RSS shakhas are also now a regular feature on the DU campus. Every morning, about 10-25 college students in khaki shorts can be seen going about their drills at Buddha Vatika, across the V-C’s office in the university’s North campus. With the trademark ‘bhagwa dhwaj’ fluttering on one side, students also play kabaddi while shouting “Bharat mata ki jai” every now and then.
Sri Ram College of Commerce, which had been one of the first to invite the then chief minister of Gujarat, Narendra Modi, to address students, is among the favourite haunts of BJP leaders. In February, Smriti Irani, as HRD minister, visited the college to ‘interact’ with students. Significantly, in srcc college authorities denied permission for Easter celebrations on its lawns in April on the ground that it is a ‘secular’ college. But a ‘Mata ki chauki’ was allowed on the college premises on July 4. The invitation went out from the officiating principal to all faculty members.

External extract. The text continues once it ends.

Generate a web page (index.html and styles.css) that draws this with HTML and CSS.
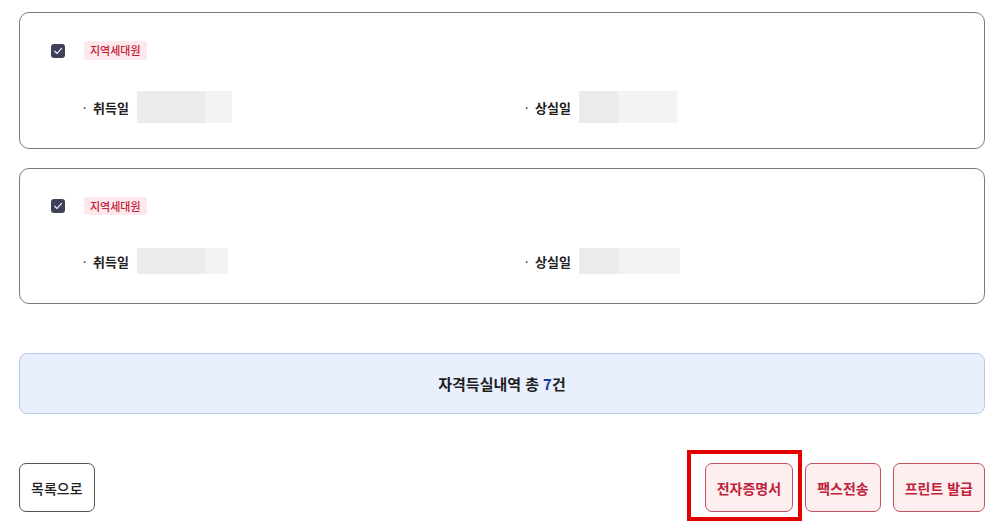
FILE: index.html
```html
<!DOCTYPE html>
<html lang="ko">
<head>
<meta charset="utf-8">
<link rel="stylesheet" href="styles.css">
</head>
<body>
<div class="page">
  <div class="card">
    <div class="head">
      <span class="check"><svg width="14" height="14" viewBox="0 0 14 14"><path d="M3.6 7.2 L6 9.5 L10.6 4.4" fill="none" stroke="#fff" stroke-width="1.1" stroke-linecap="round" stroke-linejoin="round"/></svg></span>
      <span class="badge">지역세대원</span>
    </div>
    <div class="info">
      <div class="field">
        <span class="dot">·</span><span class="label">취득일</span>
        <span class="value"><span class="seg a" style="width:69px"></span><span class="seg b" style="width:26px"></span></span>
      </div>
      <div class="field">
        <span class="dot">·</span><span class="label">상실일</span>
        <span class="value"><span class="seg a" style="width:39px"></span><span class="seg b" style="width:59px"></span></span>
      </div>
    </div>
  </div>

  <div class="card card-b">
    <div class="head">
      <span class="check"><svg width="14" height="14" viewBox="0 0 14 14"><path d="M3.6 7.2 L6 9.5 L10.6 4.4" fill="none" stroke="#fff" stroke-width="1.1" stroke-linecap="round" stroke-linejoin="round"/></svg></span>
      <span class="badge">지역세대원</span>
    </div>
    <div class="info">
      <div class="field">
        <span class="dot">·</span><span class="label">취득일</span>
        <span class="value"><span class="seg a" style="width:69px"></span><span class="seg b" style="width:22px"></span></span>
      </div>
      <div class="field">
        <span class="dot">·</span><span class="label">상실일</span>
        <span class="value"><span class="seg a" style="width:39px"></span><span class="seg b" style="width:62px"></span></span>
      </div>
    </div>
  </div>

  <div class="summary">자격득실내역 총 <em>7</em>건</div>

  <div class="actions">
    <button class="btn btn-plain">목록으로</button>
    <div class="right">
      <span class="hl-wrap"><button class="btn btn-red">전자증명서</button><span class="highlight"></span></span>
      <button class="btn btn-red">팩스전송</button>
      <button class="btn btn-red">프린트 발급</button>
    </div>
  </div>
</div>
</body>
</html>
```

FILE: styles.css
```css
* { box-sizing: border-box; }
html, body { margin: 0; padding: 0; background: #fff; }
body {
  font-family: "Noto Sans CJK KR", "Noto Sans", sans-serif;
  color: #222;
}
.page {
  width: 966px;
  margin-left: 19px;
  padding-top: 12px;
  padding-bottom: 17px;
}
.card {
  border: 1px solid #7b7b7b;
  border-radius: 10px;
  padding: 28px 0 24px 31px;
  height: 137px;
}
.card-b {
  margin-top: 19px;
  height: 136px;
}
.head {
  display: flex;
  align-items: center;
  height: 19px;
}
.card-b .head { height: 18px; }
.check {
  width: 14px;
  height: 14px;
  border-radius: 3px;
  background: #3f4159;
  display: flex;
}
.badge {
  margin-left: 19px;
  height: 19px;
  line-height: 19px;
  padding: 0 6px;
  background: #fde9ec;
  color: #c42238;
  font-size: 11px;
  font-weight: 500;
  border-radius: 2px;
}
.card-b .badge { height: 18px; line-height: 18px; }
.info {
  display: grid;
  grid-template-columns: 442px 1fr;
  margin-top: 31px;
  padding-left: 32px;
}
.card-b .info { margin-top: 33px; }
.field {
  display: flex;
  align-items: center;
  height: 32px;
}
.card-b .field { height: 26px; }
.dot {
  font-size: 12px;
  width: 10px;
  color: #333;
}
.label {
  font-size: 13px;
  font-weight: 700;
  color: #222;
  width: 44px;
}
.value {
  display: flex;
  height: 100%;
}
.seg { display: block; height: 100%; }
.seg.a { background: #ebebeb; }
.seg.b { background: #f3f3f3; }
.summary {
  margin-top: 49px;
  height: 61px;
  border: 1px solid #b9c9ea;
  border-radius: 8px;
  background: #e9effd;
  display: flex;
  align-items: center;
  justify-content: center;
  font-size: 15px;
  font-weight: 700;
  color: #1d1d1d;
}
.summary em {
  font-style: normal;
  color: #1c3ca0;
  margin-left: 4px;
}
.actions {
  margin-top: 49px;
  display: flex;
  justify-content: space-between;
}
.right {
  display: flex;
  gap: 12px;
}
.btn {
  font-family: inherit;
  height: 49px;
  padding: 0 11px;
  font-size: 14px;
  border-radius: 7px;
  cursor: pointer;
}
.btn-plain {
  background: #fff;
  border: 1px solid #555;
  color: #222;
  font-weight: 500;
}
.btn-red {
  background: #fdeef0;
  border: 1px solid #c2505f;
  color: #c0233a;
  font-weight: 700;
}
.hl-wrap {
  position: relative;
  display: flex;
}
.highlight {
  position: absolute;
  left: -18px;
  right: -9px;
  top: -13px;
  bottom: -9px;
  border: 4px solid #e30000;
  pointer-events: none;
}
```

And now students are under pressure to invite Union home minister Rajnath Singh. On August 17, veteran BJP leader L.K. Advani visited Hansraj College. Such visits by political leaders and ministers were virtually unknown in Delhi University but the winds of change are blowing for all to see.
Disillusioned by the steady saffronisation and the perceived ‘fall in academic standards’, there’s also been an erosion of teacher talent from the university. Some have taken up jobs elsewhere while others have gone on fellowship. Some have moved to the Nehru Memorial Museum and Library while others have opted to join private universities, not necessarily for higher salaries.
“The disillusionment is due to the tweaking of rules for the convenience of certain sections, appointments on the basis of social contacts and caste rather than merit, and the slow and steady saffronisation of the teaching staff by filling up posts with RSS/BJP supporters,” claims a head of department. Petitions have been filed in the Delhi High Court challenging DU’s alleged manipulation of the SC/ST/OBC roster in violation of constitutional provisions. The next date of hearing on this only comes in December this year.